→ EXERCISE REQUIREMENTS
Copy all of the material below exactly.

** Start of DATASET CONTENT **

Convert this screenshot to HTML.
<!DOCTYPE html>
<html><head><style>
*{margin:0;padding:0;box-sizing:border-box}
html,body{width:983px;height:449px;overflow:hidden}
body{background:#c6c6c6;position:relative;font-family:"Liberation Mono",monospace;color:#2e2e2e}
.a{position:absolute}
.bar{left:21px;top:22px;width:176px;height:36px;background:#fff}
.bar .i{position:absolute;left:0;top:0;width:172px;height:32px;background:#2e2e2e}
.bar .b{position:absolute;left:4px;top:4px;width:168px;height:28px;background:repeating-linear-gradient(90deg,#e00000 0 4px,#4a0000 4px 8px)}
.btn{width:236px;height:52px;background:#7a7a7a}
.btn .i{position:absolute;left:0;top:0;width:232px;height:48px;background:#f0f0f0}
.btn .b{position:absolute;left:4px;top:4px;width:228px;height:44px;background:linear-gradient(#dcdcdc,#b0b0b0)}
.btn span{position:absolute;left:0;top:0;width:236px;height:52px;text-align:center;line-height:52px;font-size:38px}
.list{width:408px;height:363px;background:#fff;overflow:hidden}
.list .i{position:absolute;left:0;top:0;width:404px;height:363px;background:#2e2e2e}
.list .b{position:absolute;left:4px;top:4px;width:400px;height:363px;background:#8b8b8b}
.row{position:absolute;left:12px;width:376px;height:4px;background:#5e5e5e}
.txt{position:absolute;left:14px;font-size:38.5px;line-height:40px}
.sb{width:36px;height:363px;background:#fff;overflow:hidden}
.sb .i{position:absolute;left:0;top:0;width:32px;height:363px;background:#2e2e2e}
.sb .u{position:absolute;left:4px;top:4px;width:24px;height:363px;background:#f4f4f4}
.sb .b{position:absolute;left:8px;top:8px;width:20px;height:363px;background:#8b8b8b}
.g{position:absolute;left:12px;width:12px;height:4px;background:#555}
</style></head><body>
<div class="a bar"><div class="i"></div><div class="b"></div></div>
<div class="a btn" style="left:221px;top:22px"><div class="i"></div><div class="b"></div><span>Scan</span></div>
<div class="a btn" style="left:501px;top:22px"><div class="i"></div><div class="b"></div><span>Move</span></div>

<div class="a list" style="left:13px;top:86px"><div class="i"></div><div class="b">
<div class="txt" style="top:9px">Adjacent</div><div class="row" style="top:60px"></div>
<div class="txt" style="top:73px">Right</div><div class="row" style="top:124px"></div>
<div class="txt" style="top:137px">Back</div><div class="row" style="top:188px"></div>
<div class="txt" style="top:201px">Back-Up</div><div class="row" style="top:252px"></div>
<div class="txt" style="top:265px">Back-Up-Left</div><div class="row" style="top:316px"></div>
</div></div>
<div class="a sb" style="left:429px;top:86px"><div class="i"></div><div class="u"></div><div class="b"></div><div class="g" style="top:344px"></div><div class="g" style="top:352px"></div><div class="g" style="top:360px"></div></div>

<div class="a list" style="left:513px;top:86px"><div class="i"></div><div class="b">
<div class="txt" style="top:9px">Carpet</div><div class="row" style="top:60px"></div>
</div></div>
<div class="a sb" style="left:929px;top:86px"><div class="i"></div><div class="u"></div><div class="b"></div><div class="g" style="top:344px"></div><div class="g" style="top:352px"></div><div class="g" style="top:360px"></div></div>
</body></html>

** End of DATASET CONTENT **

→ REPLY
Convert this screenshot to HTML.
<!DOCTYPE html>
<html><head><style>
*{margin:0;padding:0;box-sizing:border-box}
html,body{width:983px;height:449px;overflow:hidden}
body{background:#c6c6c6;position:relative;font-family:"Liberation Mono",monospace;color:#2e2e2e}
.a{position:absolute}
.bar{left:21px;top:22px;width:176px;height:36px;background:#fff}
.bar .i{position:absolute;left:0;top:0;width:172px;height:32px;background:#2e2e2e}
.bar .b{position:absolute;left:4px;top:4px;width:168px;height:28px;background:repeating-linear-gradient(90deg,#e00000 0 4px,#4a0000 4px 8px)}
.btn{width:236px;height:52px;background:#7a7a7a}
.btn .i{position:absolute;left:0;top:0;width:232px;height:48px;background:#f0f0f0}
.btn .b{position:absolute;left:4px;top:4px;width:228px;height:44px;background:linear-gradient(#dcdcdc,#b0b0b0)}
.btn span{position:absolute;left:0;top:0;width:236px;height:52px;text-align:center;line-height:52px;font-size:38px}
.list{width:408px;height:363px;background:#fff;overflow:hidden}
.list .i{position:absolute;left:0;top:0;width:404px;height:363px;background:#2e2e2e}
.list .b{position:absolute;left:4px;top:4px;width:400px;height:363px;background:#8b8b8b}
.row{position:absolute;left:12px;width:376px;height:4px;background:#5e5e5e}
.txt{position:absolute;left:14px;font-size:38.5px;line-height:40px}
.sb{width:36px;height:363px;background:#fff;overflow:hidden}
.sb .i{position:absolute;left:0;top:0;width:32px;height:363px;background:#2e2e2e}
.sb .u{position:absolute;left:4px;top:4px;width:24px;height:363px;background:#f4f4f4}
.sb .b{position:absolute;left:8px;top:8px;width:20px;height:363px;background:#8b8b8b}
.g{position:absolute;left:12px;width:12px;height:4px;background:#555}
</style></head><body>
<div class="a bar"><div class="i"></div><div class="b"></div></div>
<div class="a btn" style="left:221px;top:22px"><div class="i"></div><div class="b"></div><span>Scan</span></div>
<div class="a btn" style="left:501px;top:22px"><div class="i"></div><div class="b"></div><span>Move</span></div>

<div class="a list" style="left:13px;top:86px"><div class="i"></div><div class="b">
<div class="txt" style="top:9px">Adjacent</div><div class="row" style="top:60px"></div>
<div class="txt" style="top:73px">Right</div><div class="row" style="top:124px"></div>
<div class="txt" style="top:137px">Back</div><div class="row" style="top:188px"></div>
<div class="txt" style="top:201px">Back-Up</div><div class="row" style="top:252px"></div>
<div class="txt" style="top:265px">Back-Up-Left</div><div class="row" style="top:316px"></div>
</div></div>
<div class="a sb" style="left:429px;top:86px"><div class="i"></div><div class="u"></div><div class="b"></div><div class="g" style="top:344px"></div><div class="g" style="top:352px"></div><div class="g" style="top:360px"></div></div>

<div class="a list" style="left:513px;top:86px"><div class="i"></div><div class="b">
<div class="txt" style="top:9px">Carpet</div><div class="row" style="top:60px"></div>
</div></div>
<div class="a sb" style="left:929px;top:86px"><div class="i"></div><div class="u"></div><div class="b"></div><div class="g" style="top:344px"></div><div class="g" style="top:352px"></div><div class="g" style="top:360px"></div></div>
</body></html>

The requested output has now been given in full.